Entre los miedos, uno tiene un peso particular: el miedo al pecado. No porque el pecado sea físicamente dañino (que puede serlo), sino por algo más profundo y radical.
El miedo al pecado surge cuando reconocemos su gravedad: nos aparta de Dios, daña las relaciones con los hermanos, destruye nuestra armonía interior, pone en peligro la propia salvación eterna.
El “Catecismo de la Iglesia Católica” (n. 1849) define así el pecado: “El pecado es una falta contra la razón, la verdad, la conciencia recta; es faltar al amor verdadero para con Dios y para con el prójimo, a causa de un apego perverso a ciertos bienes. Hiere la naturaleza del hombre y atenta contra la solidaridad humana”.
Así, el pecado es dañar nuestro propio ser, herir lo que nos caracteriza como humanos: la apertura al amor, la posibilidad de orientar nuestra mente y nuestra voluntad al bien, la belleza, la justicia.

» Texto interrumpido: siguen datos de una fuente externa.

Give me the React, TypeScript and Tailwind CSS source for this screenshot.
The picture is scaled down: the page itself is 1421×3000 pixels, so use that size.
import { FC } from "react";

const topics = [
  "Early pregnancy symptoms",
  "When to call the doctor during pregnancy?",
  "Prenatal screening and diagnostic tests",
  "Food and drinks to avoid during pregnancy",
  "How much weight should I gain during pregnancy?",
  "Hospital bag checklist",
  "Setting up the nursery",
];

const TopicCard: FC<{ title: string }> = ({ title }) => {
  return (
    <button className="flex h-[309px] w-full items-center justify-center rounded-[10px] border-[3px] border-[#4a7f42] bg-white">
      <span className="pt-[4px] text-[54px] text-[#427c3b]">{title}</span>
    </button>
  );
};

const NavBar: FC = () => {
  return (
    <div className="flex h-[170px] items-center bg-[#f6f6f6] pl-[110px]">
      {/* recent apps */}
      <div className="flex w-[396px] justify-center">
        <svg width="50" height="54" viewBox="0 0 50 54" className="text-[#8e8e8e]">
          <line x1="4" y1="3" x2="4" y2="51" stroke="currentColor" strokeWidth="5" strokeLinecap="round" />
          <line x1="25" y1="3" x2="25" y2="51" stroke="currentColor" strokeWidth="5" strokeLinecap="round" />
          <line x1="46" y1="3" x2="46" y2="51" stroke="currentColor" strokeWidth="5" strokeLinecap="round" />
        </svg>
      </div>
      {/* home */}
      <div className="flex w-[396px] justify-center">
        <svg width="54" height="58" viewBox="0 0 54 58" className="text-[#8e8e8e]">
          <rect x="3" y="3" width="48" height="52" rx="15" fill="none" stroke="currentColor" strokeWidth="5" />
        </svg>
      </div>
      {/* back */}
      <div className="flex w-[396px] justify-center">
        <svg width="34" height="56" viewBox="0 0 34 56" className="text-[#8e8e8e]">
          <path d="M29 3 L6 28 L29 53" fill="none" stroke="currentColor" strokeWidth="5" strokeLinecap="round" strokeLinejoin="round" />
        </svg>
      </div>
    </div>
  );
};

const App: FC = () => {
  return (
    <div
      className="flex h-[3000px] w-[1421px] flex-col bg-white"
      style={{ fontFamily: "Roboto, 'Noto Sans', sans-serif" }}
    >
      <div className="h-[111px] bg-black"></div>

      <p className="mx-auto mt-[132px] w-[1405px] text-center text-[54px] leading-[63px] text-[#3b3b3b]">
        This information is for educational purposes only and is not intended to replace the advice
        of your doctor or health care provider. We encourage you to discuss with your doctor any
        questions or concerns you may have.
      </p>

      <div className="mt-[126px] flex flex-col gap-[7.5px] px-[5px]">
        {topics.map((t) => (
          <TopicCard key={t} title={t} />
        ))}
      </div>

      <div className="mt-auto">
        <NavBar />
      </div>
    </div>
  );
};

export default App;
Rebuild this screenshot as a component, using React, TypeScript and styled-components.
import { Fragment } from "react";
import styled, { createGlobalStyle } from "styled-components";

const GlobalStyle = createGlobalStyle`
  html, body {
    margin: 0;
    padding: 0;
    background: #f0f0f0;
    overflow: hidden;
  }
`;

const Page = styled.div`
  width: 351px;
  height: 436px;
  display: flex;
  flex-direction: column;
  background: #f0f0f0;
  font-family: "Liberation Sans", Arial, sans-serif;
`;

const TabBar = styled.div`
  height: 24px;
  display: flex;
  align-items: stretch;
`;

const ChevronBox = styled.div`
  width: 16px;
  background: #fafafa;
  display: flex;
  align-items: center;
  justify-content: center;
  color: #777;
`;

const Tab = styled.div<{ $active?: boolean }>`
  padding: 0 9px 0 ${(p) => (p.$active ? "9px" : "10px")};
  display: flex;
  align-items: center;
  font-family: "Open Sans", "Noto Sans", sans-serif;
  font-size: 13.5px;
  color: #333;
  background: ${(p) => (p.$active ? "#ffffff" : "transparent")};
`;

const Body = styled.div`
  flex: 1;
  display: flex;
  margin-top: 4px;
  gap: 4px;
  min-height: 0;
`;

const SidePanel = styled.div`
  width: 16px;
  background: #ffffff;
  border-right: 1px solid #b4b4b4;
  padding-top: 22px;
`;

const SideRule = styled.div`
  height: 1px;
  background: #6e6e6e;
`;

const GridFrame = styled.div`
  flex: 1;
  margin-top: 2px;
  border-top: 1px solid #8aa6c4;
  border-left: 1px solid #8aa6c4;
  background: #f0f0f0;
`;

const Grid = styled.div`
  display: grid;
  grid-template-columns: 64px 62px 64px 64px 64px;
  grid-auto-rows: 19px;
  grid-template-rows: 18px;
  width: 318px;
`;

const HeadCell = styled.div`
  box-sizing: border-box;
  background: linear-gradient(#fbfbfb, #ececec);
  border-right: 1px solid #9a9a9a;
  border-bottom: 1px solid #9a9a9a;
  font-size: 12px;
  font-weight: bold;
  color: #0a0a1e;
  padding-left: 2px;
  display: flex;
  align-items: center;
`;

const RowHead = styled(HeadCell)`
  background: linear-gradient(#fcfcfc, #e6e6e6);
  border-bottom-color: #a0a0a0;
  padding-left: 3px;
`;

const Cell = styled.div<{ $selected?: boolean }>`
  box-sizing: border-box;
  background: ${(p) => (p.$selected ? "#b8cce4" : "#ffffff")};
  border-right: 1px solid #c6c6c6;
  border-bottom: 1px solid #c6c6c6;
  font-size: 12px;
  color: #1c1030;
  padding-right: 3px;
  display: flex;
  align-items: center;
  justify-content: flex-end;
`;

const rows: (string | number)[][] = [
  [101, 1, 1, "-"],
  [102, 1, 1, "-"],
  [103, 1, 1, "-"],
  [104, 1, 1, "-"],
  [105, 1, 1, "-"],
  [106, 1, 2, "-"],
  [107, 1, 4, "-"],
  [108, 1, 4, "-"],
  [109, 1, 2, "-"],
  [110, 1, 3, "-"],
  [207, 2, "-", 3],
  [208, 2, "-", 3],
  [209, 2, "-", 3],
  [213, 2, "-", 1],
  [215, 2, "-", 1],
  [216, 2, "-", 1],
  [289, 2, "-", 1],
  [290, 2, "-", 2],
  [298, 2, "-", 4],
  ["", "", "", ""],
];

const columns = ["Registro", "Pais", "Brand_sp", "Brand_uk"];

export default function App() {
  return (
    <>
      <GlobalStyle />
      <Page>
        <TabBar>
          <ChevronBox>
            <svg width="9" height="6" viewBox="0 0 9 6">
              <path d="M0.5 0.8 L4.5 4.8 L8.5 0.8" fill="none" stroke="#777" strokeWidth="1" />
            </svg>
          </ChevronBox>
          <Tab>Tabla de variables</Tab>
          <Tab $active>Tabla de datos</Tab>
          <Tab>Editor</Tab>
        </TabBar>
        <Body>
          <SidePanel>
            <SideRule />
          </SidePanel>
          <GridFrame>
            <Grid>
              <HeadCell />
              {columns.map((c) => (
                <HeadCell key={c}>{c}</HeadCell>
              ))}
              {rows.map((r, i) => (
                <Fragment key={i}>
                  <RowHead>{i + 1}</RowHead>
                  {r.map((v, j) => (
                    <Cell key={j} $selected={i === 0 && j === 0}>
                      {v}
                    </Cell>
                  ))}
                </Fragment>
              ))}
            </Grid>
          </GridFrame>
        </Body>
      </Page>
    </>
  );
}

Por eso tememos el pecado. Es un daño radical, es una destrucción maligna, es fuente de numerosos conflictos interiores, familiares, sociales. Es, sobre todo, un alejamiento de Dios, que es nuestro Padre y el fin de nuestra existencia.
El miedo al pecado puede ayudarnos a dejarlo a un lado, a superar tentaciones insidiosas, a evitar aquellas ocasiones (lugares, páginas de Internet, lecturas, relaciones peligrosas) que facilitan la caída.
Cuando el pecado ha entrado en nuestro corazón, podemos hacer un acto de dolor perfecto (acto de contrición), basado en el amor, con el propósito de confesarnos cuanto antes, para que Dios vuelva a ser el centro de nuestras almas.
Leemos en la Primera Carta de San Pedro: “conducíos con temor durante el tiempo de vuestro destierro, sabiendo que habéis sido rescatados de la conducta necia heredada de vuestros padres, no con algo caduco, oro o plata, sino con una sangre preciosa, como de cordero sin tacha y sin mancilla, Cristo” (1Pe 1,17‑19).
Solo cuando nuestro amor sea más fuerte que el pecado, ya no será necesaria la ayuda del temor, porque nuestro corazón habrá encontrado lo mejor para dirigir nuestras decisiones:
“No hay temor en el amor; sino que el amor perfecto expulsa el temor, porque el temor mira el castigo; quien teme no ha llegado a la plenitud en el amor. Nosotros amemos, porque Él nos amó primero” (1Jn 4,18‑19).